Nuance is certainly important here.  Something stressed over and over again in various subtle ways is that the Forgotten Realms is not a black and white, good versus evil setting.  Even the churches of good-aligned gods have secret agendas that lead them into conflict with other good or neutral religions and states; the church of Ilmater’s secretive “rob from the rich” branch is the most entertaining example (especially for a Lawful Good god), but the two-faced sneakiness of true Neutral deity Gond’s war on magic is a surprising revelation (as is the relative harmlessness of the church of Malar in Cormyr).  The Realms is a world where two heroes can disagree and both be in the right.

This demonstration of the conflicts of interests between “good guys” helps reinforce Greenwood’s storytelling advice to keep multiple plots simmering.  The Harpers, Zhentarim, and other secret societies have been part of the setting from the beginning, but somehow it never clicked for me before that the Forgotten Realms is a hotbed of intrigue.  There are lengthy sections of the Zhentarim and the slave trade, guild rivalries and drug smuggling.  The Realms is almost more an espionage setting than anything else and petty plots and secret plans are scattered throughout the book.     

The Good
"Gods and Followers" is easily the most insightful chapter in the book.  It really helps make sense of a setting where people explicitly worship evil gods (hint: think of the Realms more in Greco-Roman polytheistic terms).  It's hilarious how Cyric gets a single paragraph; you can tell the Avatar Crisis never happened in Ed's home campaign.

The Bad


There's no index, which is a genuine problem because of how vague the table of contents is (and that there's no electronic version a reader can just search).  There's also a surprising number of textual problems.

Honestly, as much as I love the Realms, I will never be able to incorporate "Realmspeak" into my games.  Sometimes I wish Greenwood would just use normal words for normal things (what's wrong with "barkeep?").

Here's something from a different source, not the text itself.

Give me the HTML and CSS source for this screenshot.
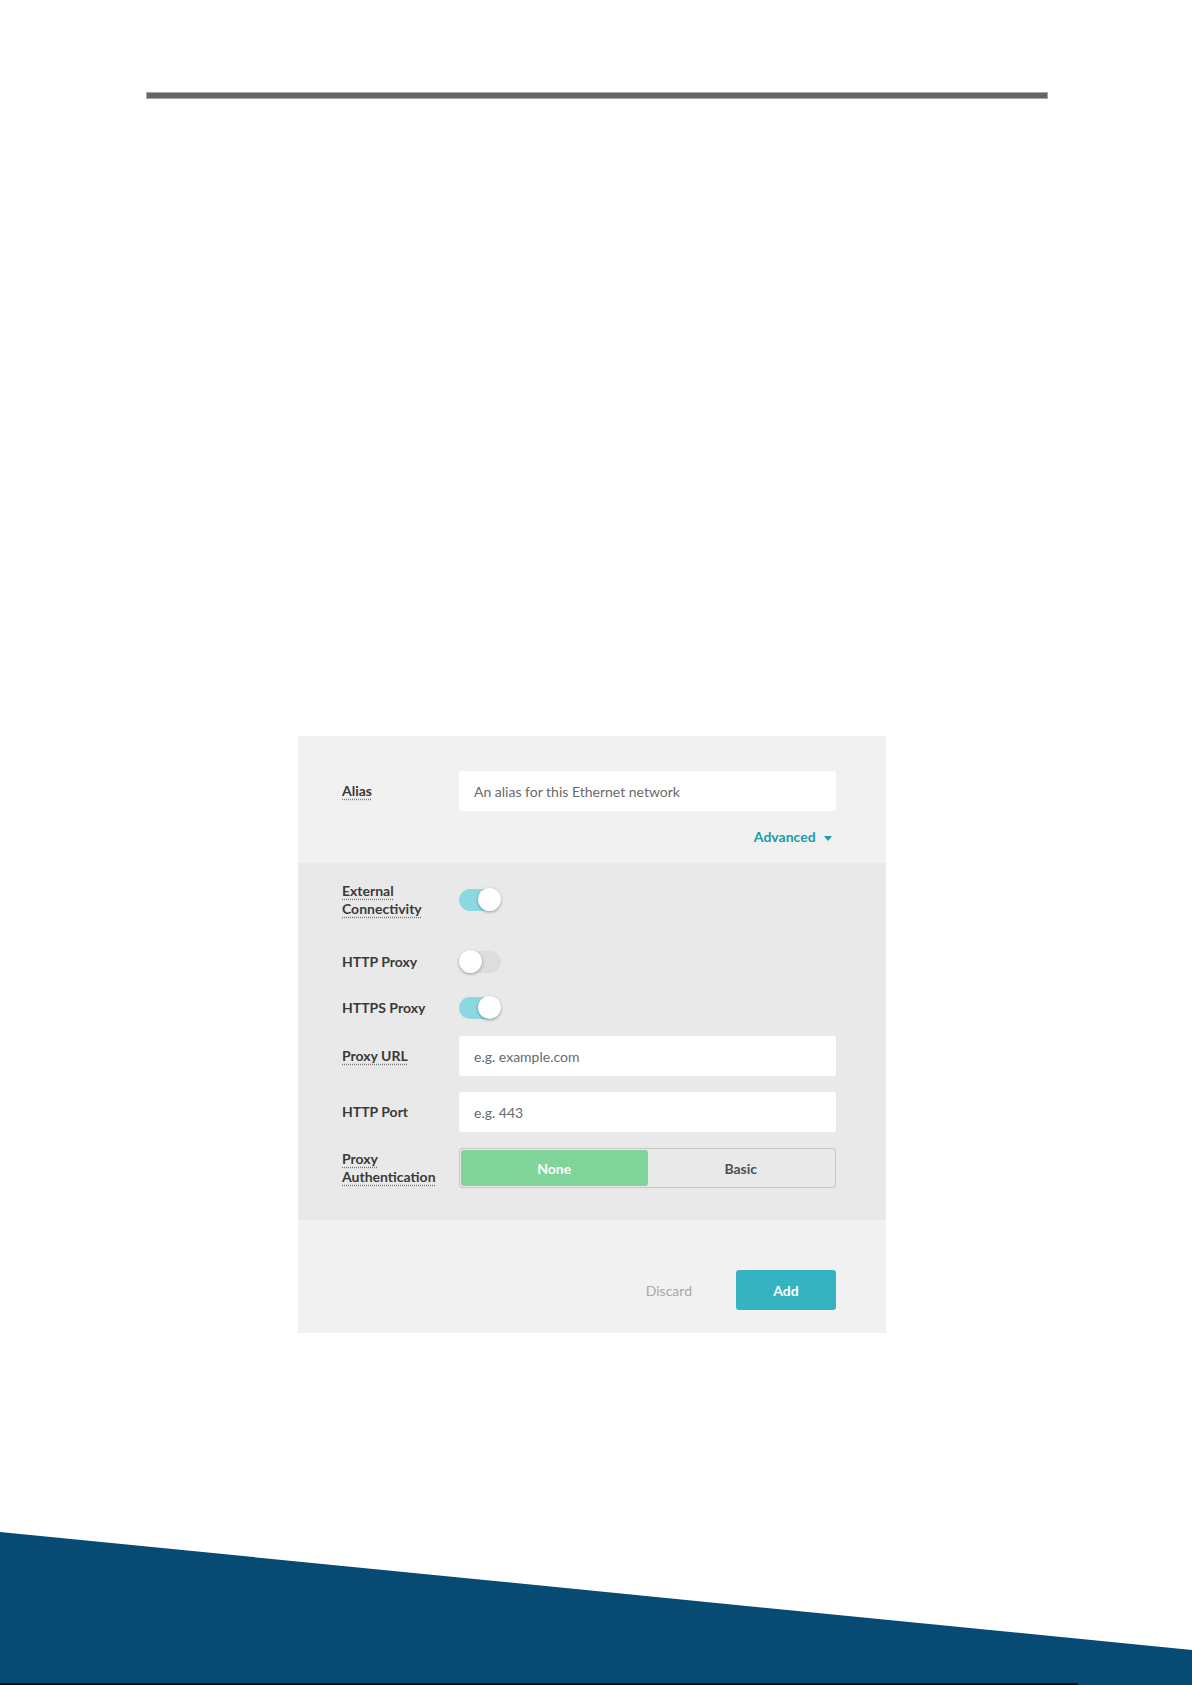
FILE: index.html
```html
<!DOCTYPE html>
<html lang="en">

<head>
    <meta charset="UTF-8">
    <meta name="viewport" content="width=device-width, initial-scale=1.0">
    <title>Add Ethernet network</title>
    <link rel="stylesheet" href="styles.css">
</head>

<body>
    <div class="topbar"></div>

    <form class="panel">
        <div class="section section-main">
            <div class="field field-input">
                <label class="label hint" for="alias">Alias</label>
                <input class="input" id="alias" type="text" placeholder="An alias for this Ethernet network">
            </div>
            <div class="advanced">
                <a class="advanced-link">Advanced <span class="caret"></span></a>
            </div>
        </div>

        <div class="section section-advanced">
            <div class="field field-ext">
                <span class="label"><span class="hint">External Connectivity</span></span>
                <span class="switch on"><span class="knob"></span></span>
            </div>
            <div class="field field-switch field-http">
                <span class="label">HTTP Proxy</span>
                <span class="switch"><span class="knob"></span></span>
            </div>
            <div class="field field-switch field-https">
                <span class="label">HTTPS Proxy</span>
                <span class="switch on"><span class="knob"></span></span>
            </div>
            <div class="field field-input field-url">
                <label class="label" for="proxyUrl"><span class="hint">Proxy URL</span></label>
                <input class="input" id="proxyUrl" type="text" placeholder="e.g. example.com">
            </div>
            <div class="field field-input">
                <label class="label" for="httpPort">HTTP Port</label>
                <input class="input" id="httpPort" type="text" placeholder="e.g. 443">
            </div>
            <div class="field field-input">
                <span class="label"><span class="hint">Proxy Authentication</span></span>
                <div class="segmented">
                    <button type="button" class="seg seg-active">None</button>
                    <button type="button" class="seg">Basic</button>
                </div>
            </div>
        </div>

        <div class="section section-actions">
            <button type="button" class="btn btn-discard">Discard</button>
            <button type="button" class="btn btn-add">Add</button>
        </div>
    </form>

    <div class="wave">
        <div class="wave-line"></div>
    </div>
</body>

</html>
```

FILE: styles.css
```css
body {
    margin: 0;
    background-color: #ffffff;
    font-family: Lato, "Open Sans", Arial, sans-serif;
    font-size: 14px;
    color: #3c3c3c;
}

.topbar {
    margin: 92px 0 0 146px;
    width: 900px;
    height: 5px;
    background-color: #646469;
    border: 1px solid #a6a6aa;
}

.panel {
    margin: 637px 0 0 298px;
    width: 588px;
}

.section {
    padding: 0 50px 0 44px;
}

.section-main {
    background-color: #f1f1f1;
    padding-top: 35px;
    padding-bottom: 17px;
}

.section-advanced {
    background-color: #e9e9e9;
    padding-top: 19px;
    padding-bottom: 32px;
}

.section-actions {
    background-color: #f1f1f1;
    padding-top: 50px;
    padding-bottom: 23px;
    display: flex;
    justify-content: flex-end;
    align-items: center;
}

.field {
    display: grid;
    grid-template-columns: 117px 1fr;
    align-items: center;
}

.field-input {
    min-height: 40px;
    margin-top: 16px;
}

.section-main .field-input {
    margin-top: 0;
}

.field-ext {
    min-height: 36px;
}

.field-switch {
    height: 26px;
}

.field-http {
    margin-top: 31px;
}

.field-https {
    margin-top: 20px;
}

.field-url {
    margin-top: 15px;
}

.label {
    font-weight: bold;
    line-height: 18px;
    color: #3a3a3a;
    padding-right: 14px;
}

.hint {
    text-decoration: underline dotted #777;
    text-underline-offset: 3px;
}

.input {
    height: 40px;
    box-sizing: border-box;
    border: none;
    border-radius: 3px;
    background-color: #ffffff;
    padding: 0 15px;
    font-family: inherit;
    font-size: 14px;
    color: #555;
}

.input::placeholder {
    color: #6a6a6a;
}

.advanced {
    margin-top: 17px;
    text-align: right;
    padding-right: 4px;
    line-height: 18px;
}

.advanced-link {
    color: #1a9caf;
    font-weight: bold;
    cursor: pointer;
}

.caret {
    display: inline-block;
    margin-left: 5px;
    vertical-align: middle;
    border-left: 4.5px solid transparent;
    border-right: 4.5px solid transparent;
    border-top: 5px solid #1a9caf;
}

.switch {
    position: relative;
    display: block;
    width: 42px;
    height: 22px;
    border-radius: 11px;
    background-color: #dedddb;
}

.switch.on {
    background-color: #8cd8e2;
}

.knob {
    position: absolute;
    top: -1px;
    left: 0;
    width: 23px;
    height: 23px;
    border-radius: 50%;
    background-color: #ffffff;
    box-shadow: 0 1px 3px rgba(0, 0, 0, 0.35);
}

.switch.on .knob {
    left: 19px;
}

.segmented {
    display: flex;
    height: 40px;
    box-sizing: border-box;
    padding: 1px;
    border: 1px solid #c6c6c6;
    border-radius: 3px;
    background-color: #e9e9e9;
}

.seg {
    flex: 1;
    border: none;
    border-radius: 3px;
    background: transparent;
    font-family: inherit;
    font-size: 14px;
    font-weight: bold;
    color: #505050;
    cursor: pointer;
}

.seg-active {
    background-color: #7fd49a;
    color: #ffffff;
}

.btn {
    border: none;
    font-family: inherit;
    font-size: 14px;
    cursor: pointer;
}

.btn-discard {
    background: transparent;
    color: #a8a8a8;
    padding: 0;
    margin-right: 44px;
}

.btn-add {
    width: 100px;
    height: 40px;
    border-radius: 3px;
    background-color: #36b3c1;
    color: #ffffff;
    font-weight: bold;
}

.wave {
    margin-top: 199px;
    height: 153px;
    background-color: #074a73;
    clip-path: polygon(0 0, 100% 118px, 100% 100%, 0 100%);
    display: flex;
    align-items: flex-end;
}

.wave-line {
    width: 1078px;
    height: 2px;
    background-color: #111;
}
```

It really could have been 192 pages of Ed Greennwood's typewritten notes from when he and Jeff Grubb were preparing the original boxed set.  A lot of us would have eaten it up.

The Ugly

The first sentence of "Becoming Noble in Waterdeep" is "To put it succinctly: Forget it."  This is an atavistic remnant of the bad GM advice that told us Khelben Arunsun should always be higher level than any player characters and Elminster should tease and annoy PCs who ask him for help.  It runs counter to Greenwood's own injunction that "Player characters have the freedom to do their own thing."  If any player running around Waterdeep in one of my campaigns doesn't want to join the nobility or become a Masked Lord, then I think something's wrong with them.  At least I can salvage that section as examples of what difficulties social-climbing players might face.

In Conclusion

It isn't what I wanted but it's damn good anyway.  Now I want Ed Greenwood to write a Sherlock Holmes pastiche.  He knows why.    


*Wizards of the Coast would probably say “edition-free” but the lack of crunch associated with even medicines and poisons means I could as easily use Savage Worlds as D&D Next to run my next game using this book.  In fact, since the information contained in EGP:EFR is the kind of quiet world-building that fits in a role-playing-heavy game, I’m more likely to use it for a Savage Worlds duet with Robin than I am in my more action-heavy D&D Next game.